- [Exercise description] Repeat the lines below exactly as they appear, but leave out the images.
-- Start of Dataset content --
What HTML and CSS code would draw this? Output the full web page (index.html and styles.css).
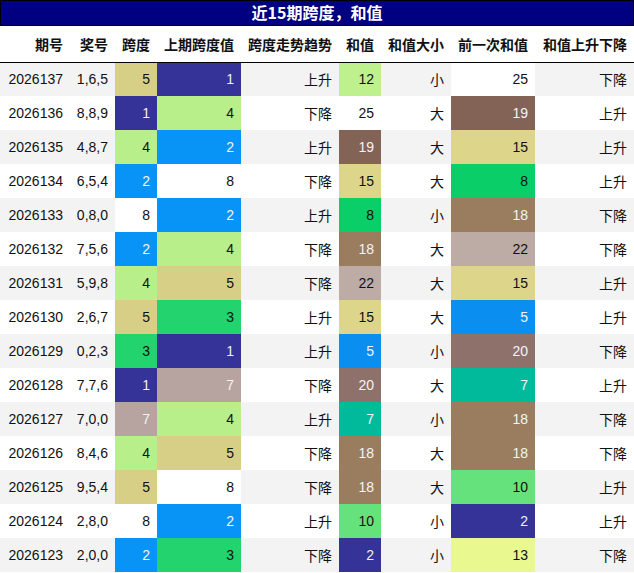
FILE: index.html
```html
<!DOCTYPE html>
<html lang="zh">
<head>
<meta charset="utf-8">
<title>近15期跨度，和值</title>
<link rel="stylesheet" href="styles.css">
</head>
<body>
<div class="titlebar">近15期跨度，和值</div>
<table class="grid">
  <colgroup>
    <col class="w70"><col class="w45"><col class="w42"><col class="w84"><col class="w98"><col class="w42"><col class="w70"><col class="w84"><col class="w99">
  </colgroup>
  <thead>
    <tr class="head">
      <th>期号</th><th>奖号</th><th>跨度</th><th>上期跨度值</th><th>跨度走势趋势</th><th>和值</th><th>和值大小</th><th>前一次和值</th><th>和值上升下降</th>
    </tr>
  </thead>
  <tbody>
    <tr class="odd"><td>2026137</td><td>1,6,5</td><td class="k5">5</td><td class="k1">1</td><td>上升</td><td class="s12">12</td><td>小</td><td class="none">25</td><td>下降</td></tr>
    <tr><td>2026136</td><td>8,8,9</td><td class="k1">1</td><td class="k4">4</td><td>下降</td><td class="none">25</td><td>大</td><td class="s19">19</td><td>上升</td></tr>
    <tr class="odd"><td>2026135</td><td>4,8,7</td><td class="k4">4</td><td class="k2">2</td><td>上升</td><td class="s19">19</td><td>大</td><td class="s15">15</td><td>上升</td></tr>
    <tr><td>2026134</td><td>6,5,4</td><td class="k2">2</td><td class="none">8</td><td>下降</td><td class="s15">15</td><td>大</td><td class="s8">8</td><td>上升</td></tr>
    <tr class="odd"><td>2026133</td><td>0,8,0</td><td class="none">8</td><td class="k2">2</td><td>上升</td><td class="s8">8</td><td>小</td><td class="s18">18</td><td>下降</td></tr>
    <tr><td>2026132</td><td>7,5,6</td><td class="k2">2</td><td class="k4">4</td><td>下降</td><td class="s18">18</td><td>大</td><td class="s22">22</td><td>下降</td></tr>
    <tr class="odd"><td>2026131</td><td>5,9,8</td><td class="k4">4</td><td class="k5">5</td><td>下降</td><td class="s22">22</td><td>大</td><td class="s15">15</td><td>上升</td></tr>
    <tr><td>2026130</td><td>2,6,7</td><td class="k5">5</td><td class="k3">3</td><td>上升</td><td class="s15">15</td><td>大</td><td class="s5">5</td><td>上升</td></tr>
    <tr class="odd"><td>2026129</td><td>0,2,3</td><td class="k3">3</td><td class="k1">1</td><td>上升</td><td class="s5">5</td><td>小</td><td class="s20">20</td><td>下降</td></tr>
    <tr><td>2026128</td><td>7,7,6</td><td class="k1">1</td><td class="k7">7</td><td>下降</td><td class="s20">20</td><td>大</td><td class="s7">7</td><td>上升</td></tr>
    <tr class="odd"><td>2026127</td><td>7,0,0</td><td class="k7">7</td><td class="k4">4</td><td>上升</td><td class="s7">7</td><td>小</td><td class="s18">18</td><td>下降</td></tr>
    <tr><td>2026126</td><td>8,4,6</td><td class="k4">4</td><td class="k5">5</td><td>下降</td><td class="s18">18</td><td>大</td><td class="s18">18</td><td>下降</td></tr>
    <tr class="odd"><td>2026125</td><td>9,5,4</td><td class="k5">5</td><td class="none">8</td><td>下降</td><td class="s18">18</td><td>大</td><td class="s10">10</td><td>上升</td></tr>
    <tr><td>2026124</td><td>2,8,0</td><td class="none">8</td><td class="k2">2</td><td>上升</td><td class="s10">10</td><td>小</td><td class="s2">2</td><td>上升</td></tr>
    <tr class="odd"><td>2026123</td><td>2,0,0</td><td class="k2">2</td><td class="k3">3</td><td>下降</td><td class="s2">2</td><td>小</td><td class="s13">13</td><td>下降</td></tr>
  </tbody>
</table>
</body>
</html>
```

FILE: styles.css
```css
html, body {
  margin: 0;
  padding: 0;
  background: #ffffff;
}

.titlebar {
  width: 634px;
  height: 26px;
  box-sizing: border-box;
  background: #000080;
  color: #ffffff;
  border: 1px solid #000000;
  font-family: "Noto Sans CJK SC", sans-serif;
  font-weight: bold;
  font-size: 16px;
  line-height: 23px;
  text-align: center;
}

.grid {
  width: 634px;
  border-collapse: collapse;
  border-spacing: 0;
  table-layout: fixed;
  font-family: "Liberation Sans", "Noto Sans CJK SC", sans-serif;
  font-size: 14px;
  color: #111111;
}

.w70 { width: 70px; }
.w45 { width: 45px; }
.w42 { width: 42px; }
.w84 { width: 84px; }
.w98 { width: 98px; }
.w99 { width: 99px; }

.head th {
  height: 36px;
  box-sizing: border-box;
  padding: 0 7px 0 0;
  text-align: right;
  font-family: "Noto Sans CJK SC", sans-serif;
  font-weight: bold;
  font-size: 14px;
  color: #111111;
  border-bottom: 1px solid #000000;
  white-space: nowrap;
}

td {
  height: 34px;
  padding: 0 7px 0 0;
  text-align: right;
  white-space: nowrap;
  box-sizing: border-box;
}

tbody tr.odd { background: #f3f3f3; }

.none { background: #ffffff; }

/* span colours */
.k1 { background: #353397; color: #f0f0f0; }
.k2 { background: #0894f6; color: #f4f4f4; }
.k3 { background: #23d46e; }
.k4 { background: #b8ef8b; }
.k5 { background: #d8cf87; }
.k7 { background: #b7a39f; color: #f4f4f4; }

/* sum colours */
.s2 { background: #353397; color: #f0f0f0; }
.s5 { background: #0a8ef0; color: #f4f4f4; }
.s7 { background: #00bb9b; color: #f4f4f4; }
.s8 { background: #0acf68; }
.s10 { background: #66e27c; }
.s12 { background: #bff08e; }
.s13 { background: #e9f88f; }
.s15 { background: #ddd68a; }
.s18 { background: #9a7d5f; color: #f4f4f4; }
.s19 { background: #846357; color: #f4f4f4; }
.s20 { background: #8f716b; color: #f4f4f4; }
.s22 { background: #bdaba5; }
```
-- End of Dataset content --
- [Reply]
What HTML and CSS code would draw this? Output the full web page (index.html and styles.css).
FILE: index.html
```html
<!DOCTYPE html>
<html lang="zh">
<head>
<meta charset="utf-8">
<title>近15期跨度，和值</title>
<link rel="stylesheet" href="styles.css">
</head>
<body>
<div class="titlebar">近15期跨度，和值</div>
<table class="grid">
  <colgroup>
    <col class="w70"><col class="w45"><col class="w42"><col class="w84"><col class="w98"><col class="w42"><col class="w70"><col class="w84"><col class="w99">
  </colgroup>
  <thead>
    <tr class="head">
      <th>期号</th><th>奖号</th><th>跨度</th><th>上期跨度值</th><th>跨度走势趋势</th><th>和值</th><th>和值大小</th><th>前一次和值</th><th>和值上升下降</th>
    </tr>
  </thead>
  <tbody>
    <tr class="odd"><td>2026137</td><td>1,6,5</td><td class="k5">5</td><td class="k1">1</td><td>上升</td><td class="s12">12</td><td>小</td><td class="none">25</td><td>下降</td></tr>
    <tr><td>2026136</td><td>8,8,9</td><td class="k1">1</td><td class="k4">4</td><td>下降</td><td class="none">25</td><td>大</td><td class="s19">19</td><td>上升</td></tr>
    <tr class="odd"><td>2026135</td><td>4,8,7</td><td class="k4">4</td><td class="k2">2</td><td>上升</td><td class="s19">19</td><td>大</td><td class="s15">15</td><td>上升</td></tr>
    <tr><td>2026134</td><td>6,5,4</td><td class="k2">2</td><td class="none">8</td><td>下降</td><td class="s15">15</td><td>大</td><td class="s8">8</td><td>上升</td></tr>
    <tr class="odd"><td>2026133</td><td>0,8,0</td><td class="none">8</td><td class="k2">2</td><td>上升</td><td class="s8">8</td><td>小</td><td class="s18">18</td><td>下降</td></tr>
    <tr><td>2026132</td><td>7,5,6</td><td class="k2">2</td><td class="k4">4</td><td>下降</td><td class="s18">18</td><td>大</td><td class="s22">22</td><td>下降</td></tr>
    <tr class="odd"><td>2026131</td><td>5,9,8</td><td class="k4">4</td><td class="k5">5</td><td>下降</td><td class="s22">22</td><td>大</td><td class="s15">15</td><td>上升</td></tr>
    <tr><td>2026130</td><td>2,6,7</td><td class="k5">5</td><td class="k3">3</td><td>上升</td><td class="s15">15</td><td>大</td><td class="s5">5</td><td>上升</td></tr>
    <tr class="odd"><td>2026129</td><td>0,2,3</td><td class="k3">3</td><td class="k1">1</td><td>上升</td><td class="s5">5</td><td>小</td><td class="s20">20</td><td>下降</td></tr>
    <tr><td>2026128</td><td>7,7,6</td><td class="k1">1</td><td class="k7">7</td><td>下降</td><td class="s20">20</td><td>大</td><td class="s7">7</td><td>上升</td></tr>
    <tr class="odd"><td>2026127</td><td>7,0,0</td><td class="k7">7</td><td class="k4">4</td><td>上升</td><td class="s7">7</td><td>小</td><td class="s18">18</td><td>下降</td></tr>
    <tr><td>2026126</td><td>8,4,6</td><td class="k4">4</td><td class="k5">5</td><td>下降</td><td class="s18">18</td><td>大</td><td class="s18">18</td><td>下降</td></tr>
    <tr class="odd"><td>2026125</td><td>9,5,4</td><td class="k5">5</td><td class="none">8</td><td>下降</td><td class="s18">18</td><td>大</td><td class="s10">10</td><td>上升</td></tr>
    <tr><td>2026124</td><td>2,8,0</td><td class="none">8</td><td class="k2">2</td><td>上升</td><td class="s10">10</td><td>小</td><td class="s2">2</td><td>上升</td></tr>
    <tr class="odd"><td>2026123</td><td>2,0,0</td><td class="k2">2</td><td class="k3">3</td><td>下降</td><td class="s2">2</td><td>小</td><td class="s13">13</td><td>下降</td></tr>
  </tbody>
</table>
</body>
</html>
```

FILE: styles.css
```css
html, body {
  margin: 0;
  padding: 0;
  background: #ffffff;
}

.titlebar {
  width: 634px;
  height: 26px;
  box-sizing: border-box;
  background: #000080;
  color: #ffffff;
  border: 1px solid #000000;
  font-family: "Noto Sans CJK SC", sans-serif;
  font-weight: bold;
  font-size: 16px;
  line-height: 23px;
  text-align: center;
}

.grid {
  width: 634px;
  border-collapse: collapse;
  border-spacing: 0;
  table-layout: fixed;
  font-family: "Liberation Sans", "Noto Sans CJK SC", sans-serif;
  font-size: 14px;
  color: #111111;
}

.w70 { width: 70px; }
.w45 { width: 45px; }
.w42 { width: 42px; }
.w84 { width: 84px; }
.w98 { width: 98px; }
.w99 { width: 99px; }

.head th {
  height: 36px;
  box-sizing: border-box;
  padding: 0 7px 0 0;
  text-align: right;
  font-family: "Noto Sans CJK SC", sans-serif;
  font-weight: bold;
  font-size: 14px;
  color: #111111;
  border-bottom: 1px solid #000000;
  white-space: nowrap;
}

td {
  height: 34px;
  padding: 0 7px 0 0;
  text-align: right;
  white-space: nowrap;
  box-sizing: border-box;
}

tbody tr.odd { background: #f3f3f3; }

.none { background: #ffffff; }

/* span colours */
.k1 { background: #353397; color: #f0f0f0; }
.k2 { background: #0894f6; color: #f4f4f4; }
.k3 { background: #23d46e; }
.k4 { background: #b8ef8b; }
.k5 { background: #d8cf87; }
.k7 { background: #b7a39f; color: #f4f4f4; }

/* sum colours */
.s2 { background: #353397; color: #f0f0f0; }
.s5 { background: #0a8ef0; color: #f4f4f4; }
.s7 { background: #00bb9b; color: #f4f4f4; }
.s8 { background: #0acf68; }
.s10 { background: #66e27c; }
.s12 { background: #bff08e; }
.s13 { background: #e9f88f; }
.s15 { background: #ddd68a; }
.s18 { background: #9a7d5f; color: #f4f4f4; }
.s19 { background: #846357; color: #f4f4f4; }
.s20 { background: #8f716b; color: #f4f4f4; }
.s22 { background: #bdaba5; }
```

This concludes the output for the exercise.